Output the first line of the listing and each line after it, up to and including the line that contains "const activeItem = 'Reset canvas'", exactly as written, minus the pictures.

> [STORED DATA]:

□ □ □ □

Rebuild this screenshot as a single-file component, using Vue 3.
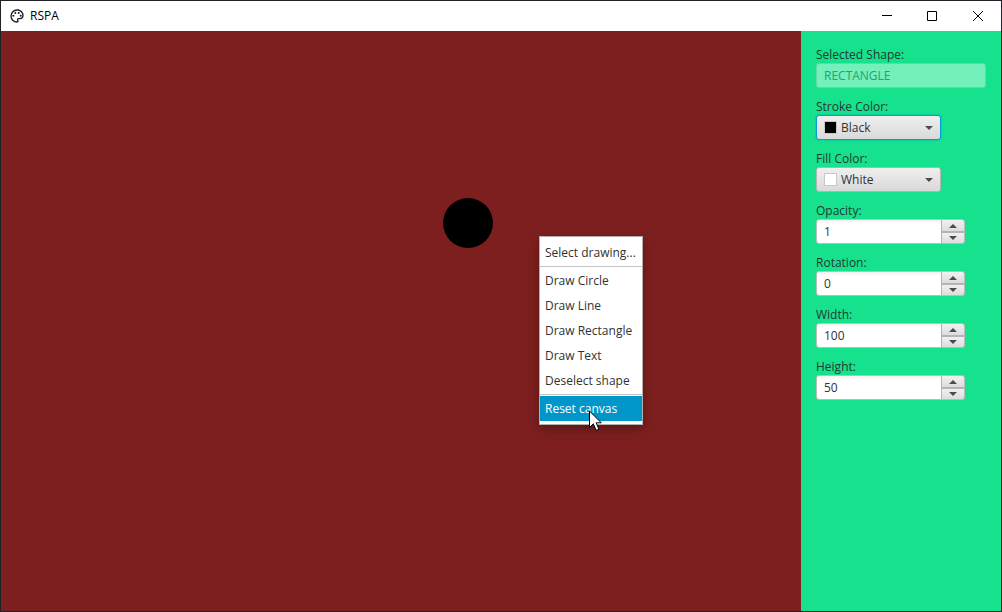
<script setup>
import { ref } from 'vue'

const selectedShape = ref('RECTANGLE')
const colors = [
  { name: 'Black', value: '#000000' },
  { name: 'White', value: '#ffffff' },
]
const pickers = ref([
  { id: 'stroke', label: 'Stroke Color:', color: 'Black', focused: true },
  { id: 'fill', label: 'Fill Color:', color: 'White', focused: false },
])
const spinners = ref([
  { id: 'opacity', label: 'Opacity:', value: '1' },
  { id: 'rotation', label: 'Rotation:', value: '0' },
  { id: 'width', label: 'Width:', value: '100' },
  { id: 'height', label: 'Height:', value: '50' },
])
const menuGroups = [
  ['Select drawing...'],
  ['Draw Circle', 'Draw Line', 'Draw Rectangle', 'Draw Text', 'Deselect shape'],
  ['Reset canvas'],
]
const activeItem = 'Reset canvas'

const swatch = (name) => colors.find((c) => c.name === name).value
const step = (spinner, amount) => {
  spinner.value = String(Number(spinner.value) + amount)
}
</script>

<template>
  <div class="window">
    <header class="titlebar">
      <svg class="app-icon" viewBox="0 0 24 24" aria-hidden="true">
        <path d="M12 22A10 10 0 0 1 2 12A10 10 0 0 1 12 2C17.500 2 22 6 22 11A6 6 0 0 1 16 17H14.200C13.900 17 13.700 17.200 13.700 17.500C13.700 17.600 13.800 17.700 13.800 17.800C14.200 18.300 14.400 18.900 14.400 19.500C14.500 20.900 13.400 22 12 22M12 4A8 8 0 0 0 4 12A8 8 0 0 0 12 20C12.300 20 12.500 19.800 12.500 19.500C12.500 19.300 12.400 19.200 12.400 19.100C12 18.600 11.800 18.100 11.800 17.500C11.800 16.100 12.900 15 14.300 15H16A4 4 0 0 0 20 11C20 7.100 16.400 4 12 4Z" />
        <circle cx="6.500" cy="11.500" r="1.500" />
        <circle cx="9.500" cy="7.500" r="1.500" />
        <circle cx="14.500" cy="7.500" r="1.500" />
        <circle cx="17.500" cy="11.500" r="1.500" />
      </svg>
      <h1 class="title">RSPA</h1>
      <div class="window-buttons">
        <button type="button" aria-label="Minimize">
          <svg viewBox="0 0 12 12"><path d="M2 5.500H12" /></svg>
        </button>
        <button type="button" aria-label="Maximize">
          <svg viewBox="0 0 12 12"><path d="M1.500 1.500H10.500V10.500H1.500Z" /></svg>
        </button>
        <button type="button" aria-label="Close">
          <svg viewBox="0 0 12 12"><path d="M1 1L11 11M11 1L1 11" /></svg>
        </button>
      </div>
    </header>

    <div class="body">
      <main class="canvas">
        <div class="shape"></div>

        <div class="menu" role="menu">
          <div v-for="(group, i) in menuGroups" :key="i" class="menu-group" role="group">
            <button
              v-for="item in group"
              :key="item"
              type="button"
              role="menuitem"
              class="menu-item"
              :class="{ active: item === activeItem }"
            >{{ item }}</button>
          </div>
        </div>

        <svg class="pointer" viewBox="0 0 13 21" aria-hidden="true">
          <path d="M0.500 1V17.500L4.300 13.800L7.200 20.300L9.900 19.200L7.200 12.800H12.300Z" />
        </svg>
      </main>

      <aside class="panel">
        <div class="field">
          <label for="shape">Selected Shape:</label>
          <input id="shape" v-model="selectedShape" class="text" type="text" disabled />
        </div>

        <div v-for="p in pickers" :key="p.id" class="field">
          <label :for="p.id">{{ p.label }}</label>
          <div class="picker" :class="{ focused: p.focused }">
            <select :id="p.id" v-model="p.color">
              <option v-for="c in colors" :key="c.name">{{ c.name }}</option>
            </select>
            <span class="swatch" :style="{ background: swatch(p.color) }"></span>
            <svg class="arrow" viewBox="0 0 8 4" aria-hidden="true"><path d="M0 0H8L4 4Z" /></svg>
          </div>
        </div>

        <div v-for="s in spinners" :key="s.id" class="field">
          <label :for="s.id">{{ s.label }}</label>
          <div class="spinner">
            <input :id="s.id" v-model="s.value" type="text" />
            <div class="steps">
              <button type="button" aria-label="Increase" @click="step(s, 1)">
                <svg viewBox="0 0 8 4"><path d="M0 4H8L4 0Z" /></svg>
              </button>
              <button type="button" aria-label="Decrease" @click="step(s, -1)">
                <svg viewBox="0 0 8 4"><path d="M0 0H8L4 4Z" /></svg>
              </button>
            </div>
          </div>
        </div>
      </aside>
    </div>
  </div>
</template>

<style>
body {
  margin: 0;
}
</style>

<style scoped>
.window,
.window * {
  box-sizing: border-box;
}

.window {
  display: flex;
  flex-direction: column;
  min-height: 100vh;
  border: 1px solid #202225;
  font: 12px/16px "Open Sans", "Noto Sans", sans-serif;
  color: #323232;
}

button,
input,
select {
  margin: 0;
  padding: 0;
  border: 0;
  font: inherit;
  color: inherit;
  outline: none;
}

.titlebar {
  display: flex;
  align-items: center;
  height: 30px;
  padding-left: 8px;
  background: #fff;
  color: #000;
}

.app-icon {
  width: 16px;
  height: 16px;
  fill: #1c1c1c;
}

.title {
  margin: 0 0 0 5px;
  font-size: 12px;
  font-weight: 400;
}

.window-buttons {
  display: flex;
  align-self: stretch;
  margin-left: auto;
}

.window-buttons button {
  display: grid;
  place-items: center;
  width: 46px;
  background: none;
}

.window-buttons svg {
  width: 12px;
  height: 12px;
  fill: none;
  stroke: #000;
}

.body {
  display: flex;
  flex: 1;
}

.canvas {
  position: relative;
  flex: 1;
  background: #7e1f1f;
}

.shape {
  position: absolute;
  left: 442px;
  top: 167px;
  width: 50px;
  height: 50px;
  border-radius: 50%;
  background: #000;
}

.menu {
  position: absolute;
  left: 538px;
  top: 205px;
  width: 104px;
  padding: 3px 0;
  border: 1px solid #b5b0b0;
  background: #fff;
  box-shadow: 0 4px 10px rgba(0, 0, 0, 0.3);
}

.menu-group + .menu-group {
  margin-top: 1px;
  padding-top: 1px;
  border-top: 1px solid #c4c4c4;
}

.menu-item {
  display: block;
  width: 100%;
  height: 25px;
  padding: 0 5px;
  background: none;
  text-align: left;
  white-space: nowrap;
}

.menu-item.active {
  background: #0096c9;
  color: #fff;
}

.pointer {
  position: absolute;
  left: 588px;
  top: 379px;
  width: 13px;
  height: 21px;
  fill: #fff;
  stroke: #000;
}

.panel {
  display: flex;
  flex-direction: column;
  gap: 11px;
  width: 200px;
  padding: 16px 15px;
  background: #16e28d;
}

.field {
  display: flex;
  flex-direction: column;
}

.field label {
  color: #23382f;
}

.text {
  height: 25px;
  padding: 0 7px;
  border: 1px solid #5fd9a6;
  border-radius: 3px;
  background: #74f0bb;
  color: #22a36f;
}

.picker {
  display: grid;
  align-items: center;
  width: 125px;
  height: 25px;
}

.picker > * {
  grid-area: 1 / 1;
}

.picker select {
  width: 100%;
  height: 25px;
  padding: 0 24px;
  border: 1px solid #b4b4b4;
  border-radius: 3px;
  background: linear-gradient(#efefef, #d9d9d9);
  appearance: none;
}

.picker.focused select {
  border-color: #039ed3;
  box-shadow: 0 0 2px #039ed3;
}

.swatch {
  width: 13px;
  height: 13px;
  margin-left: 8px;
  border: 1px solid #c8c8c8;
  pointer-events: none;
}

.arrow {
  justify-self: end;
  width: 8px;
  height: 4px;
  margin-right: 8px;
  fill: #4c4c4c;
  pointer-events: none;
}

.spinner {
  display: flex;
  width: 149px;
  height: 25px;
  overflow: hidden;
  border: 1px solid #b9bdbb;
  border-radius: 3px;
  background: #b4b4b4;
}

.spinner input {
  flex: 1;
  min-width: 0;
  padding: 0 7px;
  background: linear-gradient(#f2f2f2, #fff 4px);
}

.steps {
  display: grid;
  grid-template-rows: 11px 1fr;
  gap: 2px;
  width: 22px;
  margin-left: 1px;
}

.steps button {
  display: grid;
  place-items: center;
  background: linear-gradient(#f1f1f1, #dcdcdc);
}

.steps svg {
  width: 8px;
  height: 4px;
  fill: #4c4c4c;
}
</style>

□ □ □ □

> [SOLUTION TO THIS PROBLEM]:
Rebuild this screenshot as a single-file component, using Vue 3.
<script setup>
import { ref } from 'vue'

const selectedShape = ref('RECTANGLE')
const colors = [
  { name: 'Black', value: '#000000' },
  { name: 'White', value: '#ffffff' },
]
const pickers = ref([
  { id: 'stroke', label: 'Stroke Color:', color: 'Black', focused: true },
  { id: 'fill', label: 'Fill Color:', color: 'White', focused: false },
])
const spinners = ref([
  { id: 'opacity', label: 'Opacity:', value: '1' },
  { id: 'rotation', label: 'Rotation:', value: '0' },
  { id: 'width', label: 'Width:', value: '100' },
  { id: 'height', label: 'Height:', value: '50' },
])
const menuGroups = [
  ['Select drawing...'],
  ['Draw Circle', 'Draw Line', 'Draw Rectangle', 'Draw Text', 'Deselect shape'],
  ['Reset canvas'],
]
const activeItem = 'Reset canvas'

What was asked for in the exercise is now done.